## YOUR INSTRUCTIONS
Pick out each line containing the string "with".
* * * * * * *
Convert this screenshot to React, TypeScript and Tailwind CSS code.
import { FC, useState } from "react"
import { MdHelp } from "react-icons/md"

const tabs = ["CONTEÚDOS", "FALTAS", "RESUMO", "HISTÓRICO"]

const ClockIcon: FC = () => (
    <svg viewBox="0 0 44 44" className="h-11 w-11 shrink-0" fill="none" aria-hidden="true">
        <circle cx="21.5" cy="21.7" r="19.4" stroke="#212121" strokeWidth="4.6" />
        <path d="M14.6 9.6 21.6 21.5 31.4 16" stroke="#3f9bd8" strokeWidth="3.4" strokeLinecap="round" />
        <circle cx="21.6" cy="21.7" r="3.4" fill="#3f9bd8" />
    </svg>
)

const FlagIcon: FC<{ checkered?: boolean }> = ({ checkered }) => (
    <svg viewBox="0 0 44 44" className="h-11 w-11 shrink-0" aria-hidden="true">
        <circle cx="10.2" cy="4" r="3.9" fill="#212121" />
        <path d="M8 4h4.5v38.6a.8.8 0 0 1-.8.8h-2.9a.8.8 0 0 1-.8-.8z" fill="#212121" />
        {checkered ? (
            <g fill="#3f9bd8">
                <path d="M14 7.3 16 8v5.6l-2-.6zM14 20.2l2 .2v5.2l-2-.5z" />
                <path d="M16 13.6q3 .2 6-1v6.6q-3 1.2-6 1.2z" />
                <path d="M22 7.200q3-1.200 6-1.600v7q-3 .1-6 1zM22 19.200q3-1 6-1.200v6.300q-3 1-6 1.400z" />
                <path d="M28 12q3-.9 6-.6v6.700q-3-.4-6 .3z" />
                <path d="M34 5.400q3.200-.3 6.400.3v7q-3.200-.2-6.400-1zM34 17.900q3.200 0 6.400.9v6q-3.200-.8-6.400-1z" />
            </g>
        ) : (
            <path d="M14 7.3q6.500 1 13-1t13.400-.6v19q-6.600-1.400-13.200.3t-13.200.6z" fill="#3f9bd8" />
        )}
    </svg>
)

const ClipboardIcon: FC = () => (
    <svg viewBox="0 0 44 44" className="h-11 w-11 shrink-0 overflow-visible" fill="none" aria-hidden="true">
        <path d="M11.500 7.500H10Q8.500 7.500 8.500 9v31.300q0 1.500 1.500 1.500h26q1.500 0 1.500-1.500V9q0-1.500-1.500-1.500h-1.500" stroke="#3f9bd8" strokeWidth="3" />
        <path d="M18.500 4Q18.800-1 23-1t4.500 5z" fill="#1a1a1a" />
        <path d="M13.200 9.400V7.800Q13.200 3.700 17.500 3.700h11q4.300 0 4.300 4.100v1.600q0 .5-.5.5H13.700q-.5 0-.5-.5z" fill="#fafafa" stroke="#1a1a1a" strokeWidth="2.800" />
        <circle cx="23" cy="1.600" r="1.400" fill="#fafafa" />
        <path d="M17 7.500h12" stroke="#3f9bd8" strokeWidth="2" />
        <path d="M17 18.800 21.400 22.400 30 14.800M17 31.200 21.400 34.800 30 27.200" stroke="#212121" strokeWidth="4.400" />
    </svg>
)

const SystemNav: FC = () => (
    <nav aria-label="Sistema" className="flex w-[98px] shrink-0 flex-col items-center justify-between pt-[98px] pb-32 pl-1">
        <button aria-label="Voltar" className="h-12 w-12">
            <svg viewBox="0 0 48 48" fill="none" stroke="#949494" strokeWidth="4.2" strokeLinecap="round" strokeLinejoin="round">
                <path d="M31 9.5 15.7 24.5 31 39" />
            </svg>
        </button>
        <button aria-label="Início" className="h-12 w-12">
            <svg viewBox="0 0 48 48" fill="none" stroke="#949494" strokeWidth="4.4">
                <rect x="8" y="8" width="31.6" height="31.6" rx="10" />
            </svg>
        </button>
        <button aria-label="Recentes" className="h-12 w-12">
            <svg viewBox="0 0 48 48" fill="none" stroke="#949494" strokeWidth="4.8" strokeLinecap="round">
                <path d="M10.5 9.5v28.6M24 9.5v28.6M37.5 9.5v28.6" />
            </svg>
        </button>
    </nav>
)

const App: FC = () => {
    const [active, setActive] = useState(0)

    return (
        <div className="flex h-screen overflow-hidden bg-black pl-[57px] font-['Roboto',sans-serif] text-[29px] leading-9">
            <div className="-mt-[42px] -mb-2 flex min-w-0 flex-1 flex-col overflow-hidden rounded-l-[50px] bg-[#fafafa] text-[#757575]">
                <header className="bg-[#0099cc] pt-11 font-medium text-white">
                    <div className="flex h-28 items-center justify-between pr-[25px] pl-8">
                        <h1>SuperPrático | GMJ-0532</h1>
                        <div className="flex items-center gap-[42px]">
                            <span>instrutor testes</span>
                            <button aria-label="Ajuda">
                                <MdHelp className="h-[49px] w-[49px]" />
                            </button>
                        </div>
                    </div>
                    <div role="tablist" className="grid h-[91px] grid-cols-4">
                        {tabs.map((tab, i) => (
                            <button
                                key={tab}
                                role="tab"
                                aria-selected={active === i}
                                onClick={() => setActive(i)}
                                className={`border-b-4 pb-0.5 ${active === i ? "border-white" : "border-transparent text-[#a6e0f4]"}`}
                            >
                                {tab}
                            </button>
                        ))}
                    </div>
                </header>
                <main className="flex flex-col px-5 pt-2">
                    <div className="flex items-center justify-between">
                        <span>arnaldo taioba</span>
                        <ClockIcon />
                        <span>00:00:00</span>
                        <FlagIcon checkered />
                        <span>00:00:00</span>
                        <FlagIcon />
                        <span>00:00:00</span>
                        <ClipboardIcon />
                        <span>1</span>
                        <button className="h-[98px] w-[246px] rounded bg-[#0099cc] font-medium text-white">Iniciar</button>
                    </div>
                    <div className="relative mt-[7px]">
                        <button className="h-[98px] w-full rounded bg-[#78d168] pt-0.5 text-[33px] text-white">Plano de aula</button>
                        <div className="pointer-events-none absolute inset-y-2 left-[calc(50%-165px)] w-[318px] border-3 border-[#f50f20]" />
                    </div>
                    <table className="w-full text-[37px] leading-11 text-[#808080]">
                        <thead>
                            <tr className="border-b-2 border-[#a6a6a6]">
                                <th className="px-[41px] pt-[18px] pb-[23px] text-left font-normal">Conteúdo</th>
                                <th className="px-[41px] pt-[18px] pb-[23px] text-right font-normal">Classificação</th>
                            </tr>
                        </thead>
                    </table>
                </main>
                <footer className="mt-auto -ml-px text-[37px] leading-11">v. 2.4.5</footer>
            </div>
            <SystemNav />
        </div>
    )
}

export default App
* * * * * * *
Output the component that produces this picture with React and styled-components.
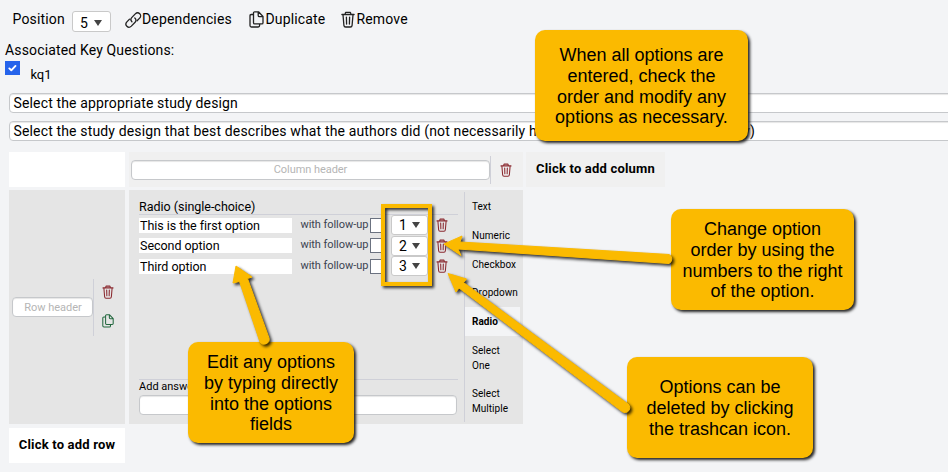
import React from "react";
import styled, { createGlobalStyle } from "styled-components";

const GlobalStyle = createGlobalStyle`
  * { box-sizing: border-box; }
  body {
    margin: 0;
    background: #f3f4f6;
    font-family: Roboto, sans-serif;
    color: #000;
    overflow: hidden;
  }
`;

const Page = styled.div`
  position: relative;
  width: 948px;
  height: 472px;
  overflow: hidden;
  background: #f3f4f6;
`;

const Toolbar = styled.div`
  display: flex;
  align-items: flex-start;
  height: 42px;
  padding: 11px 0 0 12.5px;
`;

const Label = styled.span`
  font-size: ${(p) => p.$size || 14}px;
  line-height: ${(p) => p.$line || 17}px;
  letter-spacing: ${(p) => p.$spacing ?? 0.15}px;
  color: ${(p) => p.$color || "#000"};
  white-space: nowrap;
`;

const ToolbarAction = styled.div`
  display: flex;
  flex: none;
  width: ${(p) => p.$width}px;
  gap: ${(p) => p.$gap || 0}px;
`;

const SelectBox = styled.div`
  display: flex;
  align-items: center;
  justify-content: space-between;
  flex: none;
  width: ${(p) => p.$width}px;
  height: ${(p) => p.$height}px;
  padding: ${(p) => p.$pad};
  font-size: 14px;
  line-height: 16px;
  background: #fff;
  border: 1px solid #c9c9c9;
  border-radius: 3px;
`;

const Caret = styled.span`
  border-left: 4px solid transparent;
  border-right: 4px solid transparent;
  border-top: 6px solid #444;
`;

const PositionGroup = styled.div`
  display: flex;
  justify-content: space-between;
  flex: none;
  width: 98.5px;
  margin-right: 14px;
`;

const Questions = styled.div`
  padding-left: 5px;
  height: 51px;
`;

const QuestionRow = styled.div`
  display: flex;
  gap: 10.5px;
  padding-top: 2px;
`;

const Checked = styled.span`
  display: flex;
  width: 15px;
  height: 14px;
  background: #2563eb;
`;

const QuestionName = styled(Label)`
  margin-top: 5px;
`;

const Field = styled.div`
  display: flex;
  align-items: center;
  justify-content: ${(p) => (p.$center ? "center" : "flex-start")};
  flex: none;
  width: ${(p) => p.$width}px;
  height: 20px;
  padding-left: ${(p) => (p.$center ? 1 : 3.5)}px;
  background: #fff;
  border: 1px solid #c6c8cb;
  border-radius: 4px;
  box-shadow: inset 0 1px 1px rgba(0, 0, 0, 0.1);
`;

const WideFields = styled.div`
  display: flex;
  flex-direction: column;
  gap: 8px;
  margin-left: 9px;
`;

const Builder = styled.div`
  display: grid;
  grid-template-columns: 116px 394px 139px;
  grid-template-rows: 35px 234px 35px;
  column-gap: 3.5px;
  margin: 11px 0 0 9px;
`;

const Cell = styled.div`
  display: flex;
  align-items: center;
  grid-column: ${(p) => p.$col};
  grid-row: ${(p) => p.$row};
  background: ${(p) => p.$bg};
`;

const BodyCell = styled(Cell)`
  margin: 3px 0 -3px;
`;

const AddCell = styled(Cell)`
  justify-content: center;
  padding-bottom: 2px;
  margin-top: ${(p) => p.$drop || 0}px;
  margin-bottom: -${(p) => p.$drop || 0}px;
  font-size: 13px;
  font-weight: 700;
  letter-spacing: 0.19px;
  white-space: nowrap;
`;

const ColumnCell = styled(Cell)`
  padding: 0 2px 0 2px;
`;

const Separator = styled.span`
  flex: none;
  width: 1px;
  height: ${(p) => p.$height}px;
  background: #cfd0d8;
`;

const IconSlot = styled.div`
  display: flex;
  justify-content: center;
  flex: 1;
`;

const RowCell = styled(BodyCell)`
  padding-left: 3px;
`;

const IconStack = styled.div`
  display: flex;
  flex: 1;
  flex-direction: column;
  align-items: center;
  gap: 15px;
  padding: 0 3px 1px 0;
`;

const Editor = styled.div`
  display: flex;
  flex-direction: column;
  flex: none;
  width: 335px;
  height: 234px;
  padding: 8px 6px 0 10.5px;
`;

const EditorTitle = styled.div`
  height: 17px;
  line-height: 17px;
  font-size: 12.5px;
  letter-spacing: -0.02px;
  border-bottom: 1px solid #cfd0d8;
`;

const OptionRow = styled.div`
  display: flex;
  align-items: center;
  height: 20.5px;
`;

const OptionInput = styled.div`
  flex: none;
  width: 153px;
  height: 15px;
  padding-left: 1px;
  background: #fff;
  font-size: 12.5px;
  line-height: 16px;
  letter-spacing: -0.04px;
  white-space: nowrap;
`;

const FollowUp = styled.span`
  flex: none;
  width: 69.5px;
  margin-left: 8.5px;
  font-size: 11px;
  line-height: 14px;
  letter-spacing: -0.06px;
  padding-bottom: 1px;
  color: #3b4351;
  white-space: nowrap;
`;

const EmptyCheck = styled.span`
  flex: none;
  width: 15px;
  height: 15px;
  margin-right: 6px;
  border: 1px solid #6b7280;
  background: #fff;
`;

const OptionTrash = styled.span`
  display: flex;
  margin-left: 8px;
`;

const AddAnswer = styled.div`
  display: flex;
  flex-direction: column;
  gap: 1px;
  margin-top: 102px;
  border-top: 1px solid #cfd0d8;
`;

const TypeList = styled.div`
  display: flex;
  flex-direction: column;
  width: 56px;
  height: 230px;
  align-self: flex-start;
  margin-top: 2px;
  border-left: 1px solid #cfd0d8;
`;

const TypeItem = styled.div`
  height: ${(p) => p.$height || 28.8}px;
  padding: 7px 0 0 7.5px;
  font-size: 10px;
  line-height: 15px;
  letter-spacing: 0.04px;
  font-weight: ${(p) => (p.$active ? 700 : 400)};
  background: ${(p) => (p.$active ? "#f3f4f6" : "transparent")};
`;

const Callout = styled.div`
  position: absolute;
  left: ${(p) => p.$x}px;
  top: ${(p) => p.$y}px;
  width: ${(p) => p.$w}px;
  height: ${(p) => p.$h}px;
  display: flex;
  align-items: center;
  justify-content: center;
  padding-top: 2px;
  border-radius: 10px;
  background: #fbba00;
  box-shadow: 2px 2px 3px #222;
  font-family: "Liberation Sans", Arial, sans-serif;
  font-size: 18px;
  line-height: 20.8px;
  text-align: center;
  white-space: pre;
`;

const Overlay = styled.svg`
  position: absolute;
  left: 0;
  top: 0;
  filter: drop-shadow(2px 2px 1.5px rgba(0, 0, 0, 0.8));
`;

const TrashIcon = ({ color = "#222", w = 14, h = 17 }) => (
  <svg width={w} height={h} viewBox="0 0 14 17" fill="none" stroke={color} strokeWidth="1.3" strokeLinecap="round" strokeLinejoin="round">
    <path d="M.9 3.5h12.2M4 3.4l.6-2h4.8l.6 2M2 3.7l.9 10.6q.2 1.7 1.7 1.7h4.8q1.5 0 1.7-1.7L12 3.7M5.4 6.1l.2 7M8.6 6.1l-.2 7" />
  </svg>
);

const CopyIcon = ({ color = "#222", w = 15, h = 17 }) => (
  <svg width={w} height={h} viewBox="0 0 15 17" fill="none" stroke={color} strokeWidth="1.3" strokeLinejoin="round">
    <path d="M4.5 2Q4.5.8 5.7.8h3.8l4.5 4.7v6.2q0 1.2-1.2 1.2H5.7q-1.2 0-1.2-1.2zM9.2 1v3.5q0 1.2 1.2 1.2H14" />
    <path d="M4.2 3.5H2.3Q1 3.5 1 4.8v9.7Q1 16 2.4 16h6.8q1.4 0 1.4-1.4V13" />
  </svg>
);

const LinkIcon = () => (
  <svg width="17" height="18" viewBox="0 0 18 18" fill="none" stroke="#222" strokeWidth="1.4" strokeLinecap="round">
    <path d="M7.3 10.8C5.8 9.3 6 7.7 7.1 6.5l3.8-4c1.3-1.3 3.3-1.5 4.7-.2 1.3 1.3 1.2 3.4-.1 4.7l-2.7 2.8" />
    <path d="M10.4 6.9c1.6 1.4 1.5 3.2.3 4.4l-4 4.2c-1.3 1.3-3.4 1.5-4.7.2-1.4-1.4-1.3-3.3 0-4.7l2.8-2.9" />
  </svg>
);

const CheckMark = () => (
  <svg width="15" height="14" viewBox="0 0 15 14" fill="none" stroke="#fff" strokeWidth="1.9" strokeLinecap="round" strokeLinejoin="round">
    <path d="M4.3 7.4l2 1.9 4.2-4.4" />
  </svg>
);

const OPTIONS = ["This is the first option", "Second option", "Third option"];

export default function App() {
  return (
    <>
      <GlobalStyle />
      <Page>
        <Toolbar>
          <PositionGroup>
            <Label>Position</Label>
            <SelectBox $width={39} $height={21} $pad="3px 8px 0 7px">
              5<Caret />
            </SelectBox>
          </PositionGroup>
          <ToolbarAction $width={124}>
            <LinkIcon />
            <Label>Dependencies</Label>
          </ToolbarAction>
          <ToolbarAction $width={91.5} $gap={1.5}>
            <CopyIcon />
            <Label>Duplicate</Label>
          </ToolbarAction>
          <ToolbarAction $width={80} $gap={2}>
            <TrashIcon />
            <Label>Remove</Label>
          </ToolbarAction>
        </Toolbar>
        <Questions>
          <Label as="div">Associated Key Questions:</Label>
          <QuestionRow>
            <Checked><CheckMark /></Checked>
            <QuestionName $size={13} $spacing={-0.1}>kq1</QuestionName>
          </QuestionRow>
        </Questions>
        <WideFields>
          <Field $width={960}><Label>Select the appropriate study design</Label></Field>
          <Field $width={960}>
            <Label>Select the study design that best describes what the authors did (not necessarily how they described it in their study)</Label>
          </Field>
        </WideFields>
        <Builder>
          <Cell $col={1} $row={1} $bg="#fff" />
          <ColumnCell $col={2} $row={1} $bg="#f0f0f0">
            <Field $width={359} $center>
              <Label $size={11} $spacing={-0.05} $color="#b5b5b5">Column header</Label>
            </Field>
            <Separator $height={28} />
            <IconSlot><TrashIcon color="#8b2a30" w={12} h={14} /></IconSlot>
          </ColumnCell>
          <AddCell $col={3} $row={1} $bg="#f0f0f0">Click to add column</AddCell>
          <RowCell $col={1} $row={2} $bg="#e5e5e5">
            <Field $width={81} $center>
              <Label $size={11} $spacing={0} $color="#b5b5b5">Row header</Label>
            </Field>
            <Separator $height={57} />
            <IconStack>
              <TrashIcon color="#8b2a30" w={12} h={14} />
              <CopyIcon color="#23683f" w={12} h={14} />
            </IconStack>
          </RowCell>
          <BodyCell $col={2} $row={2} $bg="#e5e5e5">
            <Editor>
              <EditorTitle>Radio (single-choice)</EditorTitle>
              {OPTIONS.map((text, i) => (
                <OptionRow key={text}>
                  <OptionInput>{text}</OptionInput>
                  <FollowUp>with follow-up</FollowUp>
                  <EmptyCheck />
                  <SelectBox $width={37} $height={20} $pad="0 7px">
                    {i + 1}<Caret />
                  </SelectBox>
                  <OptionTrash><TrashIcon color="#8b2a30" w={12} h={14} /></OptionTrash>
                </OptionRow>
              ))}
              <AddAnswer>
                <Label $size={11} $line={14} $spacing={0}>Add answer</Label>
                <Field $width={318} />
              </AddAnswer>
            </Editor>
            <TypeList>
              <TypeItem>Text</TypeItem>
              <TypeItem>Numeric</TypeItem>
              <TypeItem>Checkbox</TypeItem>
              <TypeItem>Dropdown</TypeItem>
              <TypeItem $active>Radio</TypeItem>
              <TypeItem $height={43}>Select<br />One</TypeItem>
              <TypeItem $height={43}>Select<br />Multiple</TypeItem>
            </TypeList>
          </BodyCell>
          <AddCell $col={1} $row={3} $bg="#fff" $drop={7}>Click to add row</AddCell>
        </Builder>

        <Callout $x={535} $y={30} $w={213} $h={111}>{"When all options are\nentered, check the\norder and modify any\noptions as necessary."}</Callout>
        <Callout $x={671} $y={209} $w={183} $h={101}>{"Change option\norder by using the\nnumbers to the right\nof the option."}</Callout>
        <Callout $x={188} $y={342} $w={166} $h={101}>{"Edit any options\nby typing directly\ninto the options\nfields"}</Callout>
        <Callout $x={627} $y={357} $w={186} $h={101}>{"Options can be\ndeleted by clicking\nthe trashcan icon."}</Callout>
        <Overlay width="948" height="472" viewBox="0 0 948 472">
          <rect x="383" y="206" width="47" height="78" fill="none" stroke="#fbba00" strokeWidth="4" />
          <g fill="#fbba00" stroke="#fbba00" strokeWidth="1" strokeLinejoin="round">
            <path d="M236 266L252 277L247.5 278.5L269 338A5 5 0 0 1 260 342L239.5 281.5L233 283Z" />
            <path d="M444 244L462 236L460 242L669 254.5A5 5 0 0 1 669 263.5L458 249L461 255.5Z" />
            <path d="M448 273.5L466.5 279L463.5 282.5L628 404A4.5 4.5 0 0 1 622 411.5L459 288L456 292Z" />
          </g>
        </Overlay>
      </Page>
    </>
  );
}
* * * * * * *
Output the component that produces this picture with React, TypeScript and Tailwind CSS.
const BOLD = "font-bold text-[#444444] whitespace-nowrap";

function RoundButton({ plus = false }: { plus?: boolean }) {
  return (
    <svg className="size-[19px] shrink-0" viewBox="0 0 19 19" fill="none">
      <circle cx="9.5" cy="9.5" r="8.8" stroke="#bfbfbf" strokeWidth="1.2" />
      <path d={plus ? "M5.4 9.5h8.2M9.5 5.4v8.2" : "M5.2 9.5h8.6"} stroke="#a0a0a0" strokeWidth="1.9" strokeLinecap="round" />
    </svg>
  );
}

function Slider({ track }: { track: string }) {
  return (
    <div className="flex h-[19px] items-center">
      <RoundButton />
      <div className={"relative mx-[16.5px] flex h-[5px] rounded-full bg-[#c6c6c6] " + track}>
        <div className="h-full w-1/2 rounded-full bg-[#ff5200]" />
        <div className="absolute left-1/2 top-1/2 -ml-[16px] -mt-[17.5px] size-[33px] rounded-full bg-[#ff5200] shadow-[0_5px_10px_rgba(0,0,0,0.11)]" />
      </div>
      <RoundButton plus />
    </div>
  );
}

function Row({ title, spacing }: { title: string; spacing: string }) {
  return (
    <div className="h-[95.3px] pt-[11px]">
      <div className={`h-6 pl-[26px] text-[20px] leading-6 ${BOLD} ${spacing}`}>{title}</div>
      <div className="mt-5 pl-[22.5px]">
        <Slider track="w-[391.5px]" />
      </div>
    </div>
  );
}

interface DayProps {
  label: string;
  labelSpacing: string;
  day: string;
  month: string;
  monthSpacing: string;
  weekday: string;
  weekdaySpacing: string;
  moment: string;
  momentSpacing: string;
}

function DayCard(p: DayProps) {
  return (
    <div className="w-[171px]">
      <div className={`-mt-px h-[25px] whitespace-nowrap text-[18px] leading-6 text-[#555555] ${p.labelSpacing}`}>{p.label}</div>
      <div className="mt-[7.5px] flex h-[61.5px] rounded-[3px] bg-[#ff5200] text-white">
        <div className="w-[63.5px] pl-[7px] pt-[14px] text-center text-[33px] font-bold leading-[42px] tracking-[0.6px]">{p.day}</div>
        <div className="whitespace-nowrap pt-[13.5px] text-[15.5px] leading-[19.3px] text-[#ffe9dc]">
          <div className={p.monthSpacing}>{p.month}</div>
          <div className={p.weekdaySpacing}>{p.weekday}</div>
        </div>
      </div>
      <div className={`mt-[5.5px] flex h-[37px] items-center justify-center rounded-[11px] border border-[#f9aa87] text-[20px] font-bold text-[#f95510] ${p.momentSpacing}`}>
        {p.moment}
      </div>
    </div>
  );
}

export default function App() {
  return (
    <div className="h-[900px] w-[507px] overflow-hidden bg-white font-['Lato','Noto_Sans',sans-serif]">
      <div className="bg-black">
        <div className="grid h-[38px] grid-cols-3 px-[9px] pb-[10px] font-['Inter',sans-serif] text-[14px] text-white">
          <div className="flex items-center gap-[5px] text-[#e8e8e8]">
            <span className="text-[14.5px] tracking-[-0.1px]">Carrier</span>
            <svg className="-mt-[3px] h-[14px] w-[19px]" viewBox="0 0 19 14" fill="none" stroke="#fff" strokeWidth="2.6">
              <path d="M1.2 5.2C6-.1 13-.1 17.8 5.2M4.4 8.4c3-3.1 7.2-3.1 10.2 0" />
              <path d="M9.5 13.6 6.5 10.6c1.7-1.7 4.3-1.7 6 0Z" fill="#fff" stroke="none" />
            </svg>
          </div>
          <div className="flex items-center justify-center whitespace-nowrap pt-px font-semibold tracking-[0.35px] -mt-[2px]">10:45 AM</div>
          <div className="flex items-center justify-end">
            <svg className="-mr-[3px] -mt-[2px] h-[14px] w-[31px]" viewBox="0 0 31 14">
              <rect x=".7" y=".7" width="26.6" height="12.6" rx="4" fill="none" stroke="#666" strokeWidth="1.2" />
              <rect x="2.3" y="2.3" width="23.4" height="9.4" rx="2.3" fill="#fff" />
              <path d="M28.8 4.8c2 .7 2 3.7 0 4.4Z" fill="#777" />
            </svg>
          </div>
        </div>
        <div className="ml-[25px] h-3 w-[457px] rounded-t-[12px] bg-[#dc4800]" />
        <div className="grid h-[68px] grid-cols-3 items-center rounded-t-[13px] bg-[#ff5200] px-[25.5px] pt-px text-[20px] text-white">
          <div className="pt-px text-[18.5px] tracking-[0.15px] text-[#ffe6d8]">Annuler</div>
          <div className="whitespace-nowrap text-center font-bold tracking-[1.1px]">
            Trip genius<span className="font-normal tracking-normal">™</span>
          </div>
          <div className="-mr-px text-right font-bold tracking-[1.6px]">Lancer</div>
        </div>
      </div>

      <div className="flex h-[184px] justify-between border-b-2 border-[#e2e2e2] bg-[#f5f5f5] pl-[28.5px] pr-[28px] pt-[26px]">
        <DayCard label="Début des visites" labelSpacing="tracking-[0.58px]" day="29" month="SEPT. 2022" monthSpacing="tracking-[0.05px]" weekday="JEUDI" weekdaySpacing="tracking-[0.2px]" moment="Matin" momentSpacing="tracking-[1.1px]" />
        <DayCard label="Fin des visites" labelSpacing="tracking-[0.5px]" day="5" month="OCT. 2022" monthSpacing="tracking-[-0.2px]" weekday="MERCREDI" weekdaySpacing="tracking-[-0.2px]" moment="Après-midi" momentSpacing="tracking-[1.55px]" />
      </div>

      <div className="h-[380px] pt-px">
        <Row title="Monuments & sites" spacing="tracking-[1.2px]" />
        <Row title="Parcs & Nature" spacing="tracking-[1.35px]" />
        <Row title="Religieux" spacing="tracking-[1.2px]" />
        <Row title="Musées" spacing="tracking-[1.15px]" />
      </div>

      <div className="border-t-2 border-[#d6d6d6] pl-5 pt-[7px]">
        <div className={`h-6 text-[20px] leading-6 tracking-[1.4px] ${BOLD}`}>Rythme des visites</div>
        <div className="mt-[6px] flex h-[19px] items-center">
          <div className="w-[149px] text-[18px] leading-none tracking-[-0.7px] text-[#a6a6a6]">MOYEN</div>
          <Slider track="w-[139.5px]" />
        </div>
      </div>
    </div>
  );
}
* * * * * * *
## EXERCISE SOLUTION
Output the component that produces this picture with React and styled-components.
                  <FollowUp>with follow-up</FollowUp>
Output the component that produces this picture with React, TypeScript and Tailwind CSS.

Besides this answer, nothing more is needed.